Figure 1 depicts the pre-stressing device 10 in use. The pre-stressing device is positioned atop a mine prop 24 with the closed end 14 of the prestressing device bearing against or connected to a headboard 38 which in turn bears against a hanging wall or ceiling of the stope. Once in this position, the mine prop is ready for prestressing and a hydraulic hose 60 is connected to the non-return valve 20. Fluid is then pumped into the chamber 18 under pressure. The increase of pressure in the chamber 18 urges the tube 12 out of the prop 24 thereby driving the headboard 38 into engagement with and against the hanging wall. Once the required prestressing of the mine prop is achieved the pressure in the chamber 18 is maintained by the non-return valve 20.

In the embodiments shown in Figures 2 to 11, which have special sealing arrangements, a liquid such as water is pumped into the chamber 18 to cause the increase in pressure. This is conveniently done by connecting a piston-type hand hydraulic pump 62 to the valve 20 or 42 by means of quick connect coupling. Water is then pumped into the chamber 18 until the headboard 38 is pressed against the hanging wall. Typically, the water is pumped to a pressure of 2 500 psi. Once the required pressure is reached the quick coupling is removed. The pressure exerted by the headboard 38 on the hanging wall in this configuration is in the order of 22 tons.
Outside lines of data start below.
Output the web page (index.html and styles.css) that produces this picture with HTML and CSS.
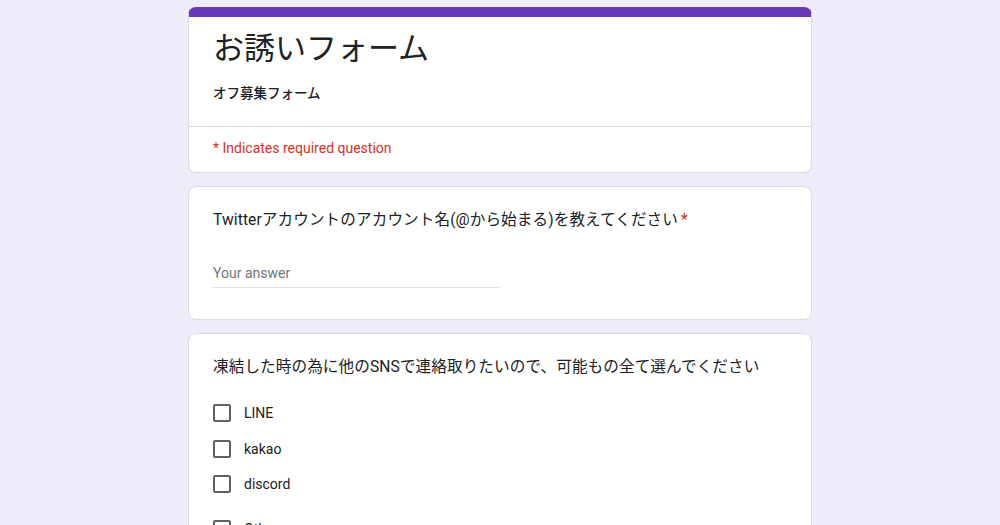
FILE: index.html
```html
<!DOCTYPE html>
<html lang="ja">
<head>
    <meta charset="UTF-8">
    <title>お誘いフォーム</title>
    <link rel="stylesheet" href="styles.css">
</head>
<body>
    <main class="form">
        <div class="card head">
            <div class="head-top">
                <h1>お誘いフォーム</h1>
                <div class="desc">オフ募集フォーム</div>
            </div>
            <div class="required-note">* Indicates required question</div>
        </div>

        <div class="card question">
            <div class="q-title">Twitterアカウントのアカウント名(@から始まる)を教えてください<span class="star">*</span></div>
            <div class="answer">Your answer</div>
        </div>

        <div class="card question">
            <div class="q-title">凍結した時の為に他のSNSで連絡取りたいので、可能もの全て選んでください</div>
            <div class="options">
                <label class="option"><span class="box"></span>LINE</label>
                <label class="option"><span class="box"></span>kakao</label>
                <label class="option"><span class="box"></span>discord</label>
                <label class="option other"><span class="box"></span>Other:</label>
            </div>
        </div>
    </main>
</body>
</html>
```

FILE: styles.css
```css
body {
    margin: 0;
    padding: 7px 0 0;
    background-color: #efebf8;
    font-family: Roboto, "Noto Sans CJK JP", sans-serif;
    color: #202124;
    overflow: hidden;
}

.form {
    width: 624px;
    margin: 0 auto;
    display: flex;
    flex-direction: column;
    gap: 13px;
}

.card {
    background: white;
    border: 1px solid #dadce0;
    border-radius: 8px;
}

.head {
    border-top: 10px solid #673ab7;
    overflow: hidden;
}

.head-top {
    padding: 12px 24px 23px;
    border-bottom: 1px solid #dadce0;
}

h1 {
    margin: 0;
    font-size: 31px;
    font-weight: 400;
    line-height: 40px;
    color: #202124;
}

.desc {
    margin-top: 14px;
    font-size: 13.5px;
    font-weight: 500;
    line-height: 20px;
}

.required-note {
    padding: 11px 24px 14px;
    font-size: 14px;
    line-height: 20px;
    color: #d93025;
}

.question {
    padding: 21px 24px 24px;
}

.q-title {
    font-size: 15.6px;
    line-height: 24px;
    letter-spacing: 0.1px;
}

.star {
    color: #d93025;
    margin-left: 3px;
}

.answer {
    width: 50%;
    margin-top: 27px;
    height: 28px;
    line-height: 28px;
    font-size: 14px;
    color: #70757a;
    border-bottom: 1px solid #e0e0e0;
    margin-bottom: 7px;
}

.options {
    margin-top: 23px;
    display: flex;
    flex-direction: column;
    gap: 13.5px;
}

.option {
    display: flex;
    align-items: center;
    gap: 13px;
    font-size: 14px;
    line-height: 22px;
}

.option.other {
    margin-top: 9px;
}

.box {
    width: 14px;
    height: 14px;
    border: 2px solid #5f6368;
    border-radius: 2px;
    flex-shrink: 0;
}
```
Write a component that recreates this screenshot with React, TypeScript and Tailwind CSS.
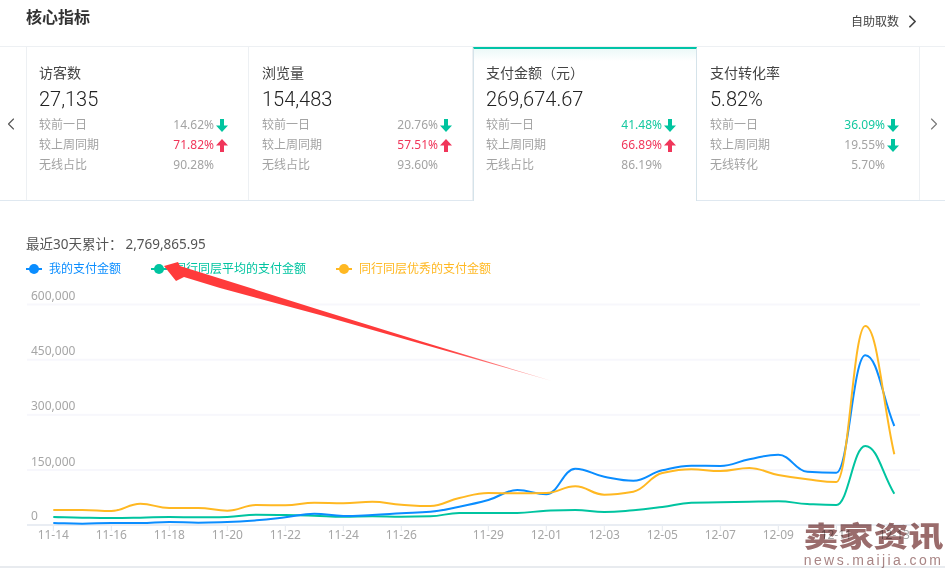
import { ChevronLeft, ChevronRight } from "lucide-react";

interface Metric {
  title: string;
  value: string;
  dayPct: string;
  dayUp: boolean;
  dayHit: boolean;
  weekPct: string;
  weekUp: boolean;
  weekHit: boolean;
  shareLabel: string;
  share: string;
  active?: boolean;
  width: string;
}

const METRICS: Metric[] = [
  { title: "访客数", value: "27,135", dayPct: "14.62%", dayUp: false, dayHit: false, weekPct: "71.82%", weekUp: true, weekHit: true, shareLabel: "无线占比", share: "90.28%", width: "w-[222px] pl-[12px]" },
  { title: "浏览量", value: "154,483", dayPct: "20.76%", dayUp: false, dayHit: false, weekPct: "57.51%", weekUp: true, weekHit: true, shareLabel: "无线占比", share: "93.60%", width: "w-[224px] pl-[13px]" },
  { title: "支付金额（元）", value: "269,674.67", dayPct: "41.48%", dayUp: false, dayHit: true, weekPct: "66.89%", weekUp: true, weekHit: true, shareLabel: "无线占比", share: "86.19%", active: true, width: "w-[224px] pl-[12px]" },
  { title: "支付转化率", value: "5.82%", dayPct: "36.09%", dayUp: false, dayHit: true, weekPct: "19.55%", weekUp: false, weekHit: false, shareLabel: "无线转化", share: "5.70%", width: "w-[223px] pl-[13px]" },
];

const BLUE = [522, 522.7, 522, 522, 521, 521.7, 521, 519.3, 516.3, 512.7, 515, 514, 512.3, 510.7, 505.7, 499, 489, 493.3, 467.7, 475.7, 479.7, 469.3, 464.7, 465, 458.3, 453.7, 470.7, 471.7, 354.3, 425];
const GREEN = [516, 516.7, 517, 516.7, 516, 516.3, 516, 513.7, 514, 514.7, 515.7, 515.3, 515.7, 515.3, 512, 512, 512, 509.7, 509, 511, 509.3, 506, 501.7, 501.3, 500.7, 500.3, 503, 504, 445, 492.7];
const ORANGE = [509, 509, 510, 502.7, 507, 507, 509.7, 504, 504.3, 501.7, 502.3, 500.7, 503.7, 505, 497, 492, 492.3, 492, 485.3, 493.7, 490.7, 472, 468.3, 470, 467, 474, 478.3, 481, 325, 453.3];

const Y_TICKS = [
  { label: "600,000", y: 303.5 },
  { label: "450,000", y: 358.7 },
  { label: "300,000", y: 413.8 },
  { label: "150,000", y: 469 },
];
const X_TICKS = [
  { label: "11-14", i: 0 }, { label: "11-16", i: 2 }, { label: "11-18", i: 4 }, { label: "11-20", i: 6 },
  { label: "11-22", i: 8 }, { label: "11-24", i: 10 }, { label: "11-26", i: 12 }, { label: "11-29", i: 15 },
  { label: "12-01", i: 17 }, { label: "12-03", i: 19 }, { label: "12-05", i: 21 }, { label: "12-07", i: 23 },
  { label: "12-09", i: 25 }, { label: "12-11", i: 27 }, { label: "12-13", i: 29 },
];

const xAt = (i: number) => 53.3 + 29 * i;

// flat tangents at local peaks, same look as the chart lib's smooth lines
function smoothPath(ys: number[]): string {
  const slopes = ys.map((y, i) => {
    if (i === 0) return (ys[1] - y) / 29;
    if (i === ys.length - 1) return (y - ys[i - 1]) / 29;
    const a = (y - ys[i - 1]) / 29;
    const b = (ys[i + 1] - y) / 29;
    if (a * b <= 0) return 0;
    return (2 * a * b) / (a + b);
  });
  let d = `M${xAt(0)} ${ys[0]}`;
  for (let i = 1; i < ys.length; i++) {
    const c = 29 / 2.4;
    d += ` C${xAt(i - 1) + c} ${ys[i - 1] + slopes[i - 1] * c} ${xAt(i) - c} ${ys[i] - slopes[i] * c} ${xAt(i)} ${ys[i]}`;
  }
  return d;
}

function TrendArrow({ up }: { up: boolean }) {
  return (
    <svg width="12" height="13" viewBox="0 0 12 13" className={up ? "text-[#f0365a]" : "text-[#00c49f]"}>
      {up ? (
        <path d="M6 0 L12 6.5 H8 V13 H4 V6.5 H0 Z" fill="currentColor" />
      ) : (
        <path d="M4 0 H8 V6.5 H12 L6 13 L0 6.5 H4 Z" fill="currentColor" />
      )}
    </svg>
  );
}

function StatRow({ label, value, hit, up, showArrow = true }: { label: string; value: string; hit?: boolean; up?: boolean; showArrow?: boolean }) {
  const tone = !hit ? "text-[#a3a3a3]" : up ? "text-[#f0365a]" : "text-[#14c8a0]";
  return (
    <div className="flex h-5 items-center text-xs text-[#a3a3a3]">
      <span className="flex-1">{label}</span>
      <span className={tone}>{value}</span>
      <span className="ml-[2px] flex w-3 justify-center">{showArrow && <TrendArrow up={!!up} />}</span>
    </div>
  );
}

function MetricCard({ metric }: { metric: Metric }) {
  const shell = metric.active
    ? "-mb-px border-x border-[#d5e3ea] bg-gradient-to-b from-[#ecf9f8] via-white to-white bg-[length:100%_24px] bg-no-repeat border-t-2 border-t-[#00c4a7] bg-white pt-[14px]"
    : "border-r border-[#edf0f3] pt-[16px]";
  return (
    <div className={`${metric.width} ${shell} shrink-0 pr-[20px]`}>
      <div className="text-sm leading-5 text-[#444]">{metric.title}</div>
      <div className="mt-[2px] font-['Roboto','Noto_Sans',sans-serif] text-xl leading-7 font-light text-[#222]">{metric.value}</div>
      <div className="mt-[2px]">
        <StatRow label="较前一日" value={metric.dayPct} hit={metric.dayHit} up={metric.dayUp} />
        <StatRow label="较上周同期" value={metric.weekPct} hit={metric.weekHit} up={metric.weekUp} />
        <StatRow label={metric.shareLabel} value={metric.share} showArrow={false} />
      </div>
    </div>
  );
}

function LegendItem({ color, text, label, width }: { color: string; text: string; label: string; width: string }) {
  return (
    <div className={`flex items-center ${width}`}>
      <svg width="18" height="12" viewBox="0 0 18 12">
        <path d="M0 6 H16" stroke={color} strokeWidth="2" />
        <circle cx="8" cy="6" r="5" fill={color} />
      </svg>
      <span className={`ml-[5px] text-xs ${text}`}>{label}</span>
    </div>
  );
}

function Chart() {
  return (
    <svg width="945" height="260" viewBox="0 285 945 260" className="block font-['Noto_Sans','Noto_Sans_CJK_SC',sans-serif]">
      {Y_TICKS.map((t) => (
        <g key={t.label}>
          <rect x="27" y={t.y - 1} width="893" height="2" fill="#f7f7fc" />
          <text x="31" y={t.y - 4.5} fontSize="12" fill="#a6a6a6">{t.label}</text>
        </g>
      ))}
      <rect x="27" y="523" width="893" height="2" fill="#e9edf3" />
      <text x="31" y="519" fontSize="12" fill="#a6a6a6">0</text>
      {X_TICKS.map((t) => (
        <g key={t.label}>
          <path d={`M${xAt(t.i)} 525 V530`} stroke="#e4e8ee" strokeWidth="1" />
          <text x={xAt(t.i)} y="538" fontSize="12" fill="#a6a6a6" textAnchor="middle">{t.label}</text>
        </g>
      ))}
      <path d={smoothPath(GREEN)} fill="none" stroke="#00c4a0" strokeWidth="2" />
      <path d={smoothPath(BLUE)} fill="none" stroke="#0a8dff" strokeWidth="2" />
      <path d={smoothPath(ORANGE)} fill="none" stroke="#ffb822" strokeWidth="2" />
    </svg>
  );
}

export default function App() {
  return (
    <div className="relative flex h-[568px] w-[945px] flex-col overflow-hidden bg-white font-['Noto_Sans','Noto_Sans_CJK_SC',sans-serif]">
      <header className="flex h-[46px] shrink-0 items-start justify-between pl-[26px] pr-[22px]">
        <h1 className="mt-[5px] text-base leading-6 font-bold text-[#333]">核心指标</h1>
        <div className="mt-[11px] flex items-center text-xs leading-5 text-[#444]">
          自助取数
          <ChevronRight size={21} strokeWidth={2} className="ml-[3px] text-[#444]" />
        </div>
      </header>

      <section className="flex h-[155px] shrink-0 border-y border-t-[#edf0f3] border-b-[#dfe8f0]">
        <div className="flex w-[27px] shrink-0 items-center justify-center border-r border-[#edf0f3] pt-[1px]">
          <ChevronLeft size={20} strokeWidth={1.3} className="mr-[5px] text-[#555]" />
        </div>
        {METRICS.map((m) => (
          <MetricCard key={m.title} metric={m} />
        ))}
        <div className="flex flex-1 items-center justify-center pl-[3px]">
          <ChevronRight size={20} strokeWidth={1.3} className="text-[#777]" />
        </div>
      </section>

      <section className="flex-1 border-b-2 border-[#e8ebef] pl-[26px]">
        <div className="mt-[33px] text-[13.5px] leading-5 text-[#555]">
          最近30天累计：<span className="ml-[3px]">2,769,865.95</span>
        </div>
        <div className="mt-[5px] flex h-5 items-center">
          <LegendItem color="#0a8dff" text="text-[#0a8dff]" label="我的支付金额" width="w-[125px]" />
          <LegendItem color="#00c4a0" text="text-[#00c4a0]" label="同行同层平均的支付金额" width="w-[185px]" />
          <LegendItem color="#ffb822" text="text-[#ffb822]" label="同行同层优秀的支付金额" width="w-[170px]" />
        </div>
        <div className="-ml-[26px] mt-[7px]">
          <Chart />
        </div>
      </section>

      {/* annotation pasted over the screenshot */}
      <svg width="945" height="568" viewBox="0 0 945 568" className="pointer-events-none absolute inset-0">
        <defs>
          <linearGradient id="tail" gradientUnits="userSpaceOnUse" x1="440" y1="348" x2="552" y2="381">
            <stop offset="0" stopColor="#ff3b3b" />
            <stop offset="1" stopColor="#ff3b3b" stopOpacity="0.4" />
          </linearGradient>
        </defs>
        <path d="M164 266 L178 262 L180 266 L220 278.5 L320 310 L420 341 L552 381 L420 343.4 L320 315 L220 288 L184 277 L176 281 Z" fill="url(#tail)" />
      </svg>

      <div className="absolute top-[519px] right-[1px] flex w-[141px] flex-col items-center text-[#9a6c6c] mix-blend-multiply">
        <span className="scale-y-80 text-[35px] leading-[35px] font-black">卖家资讯</span>
        <span className="-mt-[1px] font-['Liberation_Sans',sans-serif] text-sm leading-[14px] tracking-[2.4px] whitespace-nowrap text-[#a98585]">news.maijia.com</span>
      </div>
    </div>
  );
}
As the embodiment shown in Figure 2 does not include a sealing arrangement the pressurising fluid which is pumped into the chamber 18 is typically an expandable material such as a polyurethane or epoxy foam.

After the mine prop and prestressing device have been installed and prestressed the hanging wall is supported with time, the hanging wall descends and exerts pressure on the mine prop. The configuration and assembly of the prestressing device within the prop 24 allows the tube 12 to be forced thereinto, compressing the prestressing device and allowing the prop to yield, to some degree.